Return all of the data exactly, with nothing left out but the pictures.
## begin Recorded data
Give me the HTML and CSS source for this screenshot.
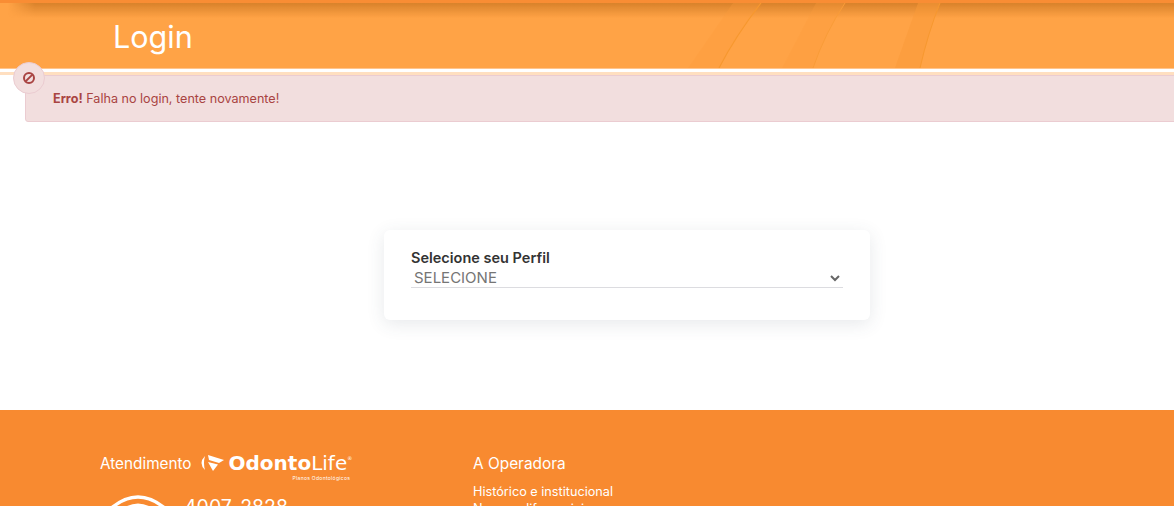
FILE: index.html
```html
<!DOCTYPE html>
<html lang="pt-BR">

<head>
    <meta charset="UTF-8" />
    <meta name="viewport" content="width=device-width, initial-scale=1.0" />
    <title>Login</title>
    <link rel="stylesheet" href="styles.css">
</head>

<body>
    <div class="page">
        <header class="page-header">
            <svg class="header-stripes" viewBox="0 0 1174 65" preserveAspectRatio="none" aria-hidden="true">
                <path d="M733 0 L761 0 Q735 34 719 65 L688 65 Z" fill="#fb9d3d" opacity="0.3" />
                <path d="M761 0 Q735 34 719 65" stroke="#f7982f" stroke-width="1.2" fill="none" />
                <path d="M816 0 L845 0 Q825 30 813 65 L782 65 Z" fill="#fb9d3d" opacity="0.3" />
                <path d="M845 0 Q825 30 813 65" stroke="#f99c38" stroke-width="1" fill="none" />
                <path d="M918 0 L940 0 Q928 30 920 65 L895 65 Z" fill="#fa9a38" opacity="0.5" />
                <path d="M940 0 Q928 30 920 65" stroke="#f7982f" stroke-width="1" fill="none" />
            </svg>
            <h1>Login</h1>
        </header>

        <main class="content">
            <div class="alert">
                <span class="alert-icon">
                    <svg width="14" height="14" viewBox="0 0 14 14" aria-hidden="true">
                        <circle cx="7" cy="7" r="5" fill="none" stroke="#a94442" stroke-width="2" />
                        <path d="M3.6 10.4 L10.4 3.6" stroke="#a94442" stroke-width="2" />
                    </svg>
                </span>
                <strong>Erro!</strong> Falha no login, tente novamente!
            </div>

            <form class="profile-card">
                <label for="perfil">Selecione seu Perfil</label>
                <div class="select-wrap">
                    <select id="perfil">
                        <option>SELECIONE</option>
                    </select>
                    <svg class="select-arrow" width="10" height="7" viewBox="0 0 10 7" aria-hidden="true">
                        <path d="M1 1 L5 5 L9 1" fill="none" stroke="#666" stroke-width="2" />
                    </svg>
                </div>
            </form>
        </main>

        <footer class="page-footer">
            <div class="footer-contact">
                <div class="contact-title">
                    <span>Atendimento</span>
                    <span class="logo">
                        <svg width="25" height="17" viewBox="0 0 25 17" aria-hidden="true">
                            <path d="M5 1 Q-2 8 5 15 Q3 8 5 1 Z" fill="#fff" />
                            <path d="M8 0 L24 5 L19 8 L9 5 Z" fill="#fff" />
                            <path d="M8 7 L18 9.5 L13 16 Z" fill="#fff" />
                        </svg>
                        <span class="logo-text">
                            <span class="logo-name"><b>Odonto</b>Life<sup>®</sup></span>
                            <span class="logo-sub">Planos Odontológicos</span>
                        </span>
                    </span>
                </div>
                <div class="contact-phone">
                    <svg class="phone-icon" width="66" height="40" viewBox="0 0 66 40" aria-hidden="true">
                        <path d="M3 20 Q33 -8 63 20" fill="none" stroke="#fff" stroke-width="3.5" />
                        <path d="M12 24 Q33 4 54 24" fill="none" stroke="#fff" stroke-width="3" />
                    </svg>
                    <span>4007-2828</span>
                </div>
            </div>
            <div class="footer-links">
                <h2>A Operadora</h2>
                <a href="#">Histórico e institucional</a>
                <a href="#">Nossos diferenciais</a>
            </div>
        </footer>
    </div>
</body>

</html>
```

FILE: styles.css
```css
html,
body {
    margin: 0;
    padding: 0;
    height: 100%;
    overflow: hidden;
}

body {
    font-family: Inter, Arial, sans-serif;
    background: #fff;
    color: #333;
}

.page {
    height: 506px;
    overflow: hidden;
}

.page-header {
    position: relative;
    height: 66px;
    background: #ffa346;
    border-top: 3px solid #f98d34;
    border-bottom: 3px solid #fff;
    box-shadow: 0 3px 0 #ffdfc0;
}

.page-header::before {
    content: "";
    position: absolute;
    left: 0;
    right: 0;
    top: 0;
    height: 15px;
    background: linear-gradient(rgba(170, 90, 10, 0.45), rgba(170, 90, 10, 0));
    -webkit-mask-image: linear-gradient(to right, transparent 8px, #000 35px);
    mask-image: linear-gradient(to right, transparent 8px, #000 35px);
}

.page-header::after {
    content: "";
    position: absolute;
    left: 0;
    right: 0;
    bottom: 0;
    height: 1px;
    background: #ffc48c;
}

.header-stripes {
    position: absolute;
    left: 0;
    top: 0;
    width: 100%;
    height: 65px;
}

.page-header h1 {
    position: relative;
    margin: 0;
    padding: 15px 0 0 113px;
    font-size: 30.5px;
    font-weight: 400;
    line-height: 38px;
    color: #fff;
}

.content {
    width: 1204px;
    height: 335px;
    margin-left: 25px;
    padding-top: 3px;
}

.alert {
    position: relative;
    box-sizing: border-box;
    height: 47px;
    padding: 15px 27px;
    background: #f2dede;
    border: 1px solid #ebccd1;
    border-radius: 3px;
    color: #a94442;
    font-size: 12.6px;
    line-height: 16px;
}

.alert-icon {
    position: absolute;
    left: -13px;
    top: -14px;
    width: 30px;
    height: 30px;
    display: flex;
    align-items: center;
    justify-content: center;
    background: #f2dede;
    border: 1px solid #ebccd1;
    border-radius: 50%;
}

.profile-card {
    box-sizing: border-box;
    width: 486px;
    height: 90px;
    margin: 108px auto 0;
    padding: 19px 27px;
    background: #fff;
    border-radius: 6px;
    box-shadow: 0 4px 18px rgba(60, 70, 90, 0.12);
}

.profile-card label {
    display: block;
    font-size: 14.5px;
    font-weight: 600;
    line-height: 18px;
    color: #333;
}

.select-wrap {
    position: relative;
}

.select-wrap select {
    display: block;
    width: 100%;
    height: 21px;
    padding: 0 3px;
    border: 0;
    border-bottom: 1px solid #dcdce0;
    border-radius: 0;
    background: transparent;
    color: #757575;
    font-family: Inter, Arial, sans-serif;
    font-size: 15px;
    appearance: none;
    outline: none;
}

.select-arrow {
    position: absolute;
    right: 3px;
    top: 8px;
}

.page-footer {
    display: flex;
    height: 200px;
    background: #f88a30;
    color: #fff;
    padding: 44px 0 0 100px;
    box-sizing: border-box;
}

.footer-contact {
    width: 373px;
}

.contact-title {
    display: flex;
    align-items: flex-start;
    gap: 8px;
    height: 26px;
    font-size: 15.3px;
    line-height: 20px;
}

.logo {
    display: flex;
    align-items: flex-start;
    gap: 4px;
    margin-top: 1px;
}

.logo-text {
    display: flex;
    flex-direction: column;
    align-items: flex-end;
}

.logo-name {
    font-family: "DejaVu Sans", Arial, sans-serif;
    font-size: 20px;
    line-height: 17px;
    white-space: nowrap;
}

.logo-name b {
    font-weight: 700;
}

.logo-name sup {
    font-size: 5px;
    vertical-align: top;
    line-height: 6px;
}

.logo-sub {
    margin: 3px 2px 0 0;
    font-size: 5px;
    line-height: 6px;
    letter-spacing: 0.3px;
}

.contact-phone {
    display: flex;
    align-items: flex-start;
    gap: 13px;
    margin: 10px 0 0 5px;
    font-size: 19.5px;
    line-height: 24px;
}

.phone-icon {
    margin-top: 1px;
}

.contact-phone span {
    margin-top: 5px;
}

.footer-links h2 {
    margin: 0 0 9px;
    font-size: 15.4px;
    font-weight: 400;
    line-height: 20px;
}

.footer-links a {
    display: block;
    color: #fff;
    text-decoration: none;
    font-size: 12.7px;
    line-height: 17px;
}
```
## end Recorded data
## [Full answer]
Give me the HTML and CSS source for this screenshot.
FILE: index.html
```html
<!DOCTYPE html>
<html lang="pt-BR">

<head>
    <meta charset="UTF-8" />
    <meta name="viewport" content="width=device-width, initial-scale=1.0" />
    <title>Login</title>
    <link rel="stylesheet" href="styles.css">
</head>

<body>
    <div class="page">
        <header class="page-header">
            <svg class="header-stripes" viewBox="0 0 1174 65" preserveAspectRatio="none" aria-hidden="true">
                <path d="M733 0 L761 0 Q735 34 719 65 L688 65 Z" fill="#fb9d3d" opacity="0.3" />
                <path d="M761 0 Q735 34 719 65" stroke="#f7982f" stroke-width="1.2" fill="none" />
                <path d="M816 0 L845 0 Q825 30 813 65 L782 65 Z" fill="#fb9d3d" opacity="0.3" />
                <path d="M845 0 Q825 30 813 65" stroke="#f99c38" stroke-width="1" fill="none" />
                <path d="M918 0 L940 0 Q928 30 920 65 L895 65 Z" fill="#fa9a38" opacity="0.5" />
                <path d="M940 0 Q928 30 920 65" stroke="#f7982f" stroke-width="1" fill="none" />
            </svg>
            <h1>Login</h1>
        </header>

        <main class="content">
            <div class="alert">
                <span class="alert-icon">
                    <svg width="14" height="14" viewBox="0 0 14 14" aria-hidden="true">
                        <circle cx="7" cy="7" r="5" fill="none" stroke="#a94442" stroke-width="2" />
                        <path d="M3.6 10.4 L10.4 3.6" stroke="#a94442" stroke-width="2" />
                    </svg>
                </span>
                <strong>Erro!</strong> Falha no login, tente novamente!
            </div>

            <form class="profile-card">
                <label for="perfil">Selecione seu Perfil</label>
                <div class="select-wrap">
                    <select id="perfil">
                        <option>SELECIONE</option>
                    </select>
                    <svg class="select-arrow" width="10" height="7" viewBox="0 0 10 7" aria-hidden="true">
                        <path d="M1 1 L5 5 L9 1" fill="none" stroke="#666" stroke-width="2" />
                    </svg>
                </div>
            </form>
        </main>

        <footer class="page-footer">
            <div class="footer-contact">
                <div class="contact-title">
                    <span>Atendimento</span>
                    <span class="logo">
                        <svg width="25" height="17" viewBox="0 0 25 17" aria-hidden="true">
                            <path d="M5 1 Q-2 8 5 15 Q3 8 5 1 Z" fill="#fff" />
                            <path d="M8 0 L24 5 L19 8 L9 5 Z" fill="#fff" />
                            <path d="M8 7 L18 9.5 L13 16 Z" fill="#fff" />
                        </svg>
                        <span class="logo-text">
                            <span class="logo-name"><b>Odonto</b>Life<sup>®</sup></span>
                            <span class="logo-sub">Planos Odontológicos</span>
                        </span>
                    </span>
                </div>
                <div class="contact-phone">
                    <svg class="phone-icon" width="66" height="40" viewBox="0 0 66 40" aria-hidden="true">
                        <path d="M3 20 Q33 -8 63 20" fill="none" stroke="#fff" stroke-width="3.5" />
                        <path d="M12 24 Q33 4 54 24" fill="none" stroke="#fff" stroke-width="3" />
                    </svg>
                    <span>4007-2828</span>
                </div>
            </div>
            <div class="footer-links">
                <h2>A Operadora</h2>
                <a href="#">Histórico e institucional</a>
                <a href="#">Nossos diferenciais</a>
            </div>
        </footer>
    </div>
</body>

</html>
```

FILE: styles.css
```css
html,
body {
    margin: 0;
    padding: 0;
    height: 100%;
    overflow: hidden;
}

body {
    font-family: Inter, Arial, sans-serif;
    background: #fff;
    color: #333;
}

.page {
    height: 506px;
    overflow: hidden;
}

.page-header {
    position: relative;
    height: 66px;
    background: #ffa346;
    border-top: 3px solid #f98d34;
    border-bottom: 3px solid #fff;
    box-shadow: 0 3px 0 #ffdfc0;
}

.page-header::before {
    content: "";
    position: absolute;
    left: 0;
    right: 0;
    top: 0;
    height: 15px;
    background: linear-gradient(rgba(170, 90, 10, 0.45), rgba(170, 90, 10, 0));
    -webkit-mask-image: linear-gradient(to right, transparent 8px, #000 35px);
    mask-image: linear-gradient(to right, transparent 8px, #000 35px);
}

.page-header::after {
    content: "";
    position: absolute;
    left: 0;
    right: 0;
    bottom: 0;
    height: 1px;
    background: #ffc48c;
}

.header-stripes {
    position: absolute;
    left: 0;
    top: 0;
    width: 100%;
    height: 65px;
}

.page-header h1 {
    position: relative;
    margin: 0;
    padding: 15px 0 0 113px;
    font-size: 30.5px;
    font-weight: 400;
    line-height: 38px;
    color: #fff;
}

.content {
    width: 1204px;
    height: 335px;
    margin-left: 25px;
    padding-top: 3px;
}

.alert {
    position: relative;
    box-sizing: border-box;
    height: 47px;
    padding: 15px 27px;
    background: #f2dede;
    border: 1px solid #ebccd1;
    border-radius: 3px;
    color: #a94442;
    font-size: 12.6px;
    line-height: 16px;
}

.alert-icon {
    position: absolute;
    left: -13px;
    top: -14px;
    width: 30px;
    height: 30px;
    display: flex;
    align-items: center;
    justify-content: center;
    background: #f2dede;
    border: 1px solid #ebccd1;
    border-radius: 50%;
}

.profile-card {
    box-sizing: border-box;
    width: 486px;
    height: 90px;
    margin: 108px auto 0;
    padding: 19px 27px;
    background: #fff;
    border-radius: 6px;
    box-shadow: 0 4px 18px rgba(60, 70, 90, 0.12);
}

.profile-card label {
    display: block;
    font-size: 14.5px;
    font-weight: 600;
    line-height: 18px;
    color: #333;
}

.select-wrap {
    position: relative;
}

.select-wrap select {
    display: block;
    width: 100%;
    height: 21px;
    padding: 0 3px;
    border: 0;
    border-bottom: 1px solid #dcdce0;
    border-radius: 0;
    background: transparent;
    color: #757575;
    font-family: Inter, Arial, sans-serif;
    font-size: 15px;
    appearance: none;
    outline: none;
}

.select-arrow {
    position: absolute;
    right: 3px;
    top: 8px;
}

.page-footer {
    display: flex;
    height: 200px;
    background: #f88a30;
    color: #fff;
    padding: 44px 0 0 100px;
    box-sizing: border-box;
}

.footer-contact {
    width: 373px;
}

.contact-title {
    display: flex;
    align-items: flex-start;
    gap: 8px;
    height: 26px;
    font-size: 15.3px;
    line-height: 20px;
}

.logo {
    display: flex;
    align-items: flex-start;
    gap: 4px;
    margin-top: 1px;
}

.logo-text {
    display: flex;
    flex-direction: column;
    align-items: flex-end;
}

.logo-name {
    font-family: "DejaVu Sans", Arial, sans-serif;
    font-size: 20px;
    line-height: 17px;
    white-space: nowrap;
}

.logo-name b {
    font-weight: 700;
}

.logo-name sup {
    font-size: 5px;
    vertical-align: top;
    line-height: 6px;
}

.logo-sub {
    margin: 3px 2px 0 0;
    font-size: 5px;
    line-height: 6px;
    letter-spacing: 0.3px;
}

.contact-phone {
    display: flex;
    align-items: flex-start;
    gap: 13px;
    margin: 10px 0 0 5px;
    font-size: 19.5px;
    line-height: 24px;
}

.phone-icon {
    margin-top: 1px;
}

.contact-phone span {
    margin-top: 5px;
}

.footer-links h2 {
    margin: 0 0 9px;
    font-size: 15.4px;
    font-weight: 400;
    line-height: 20px;
}

.footer-links a {
    display: block;
    color: #fff;
    text-decoration: none;
    font-size: 12.7px;
    line-height: 17px;
}
```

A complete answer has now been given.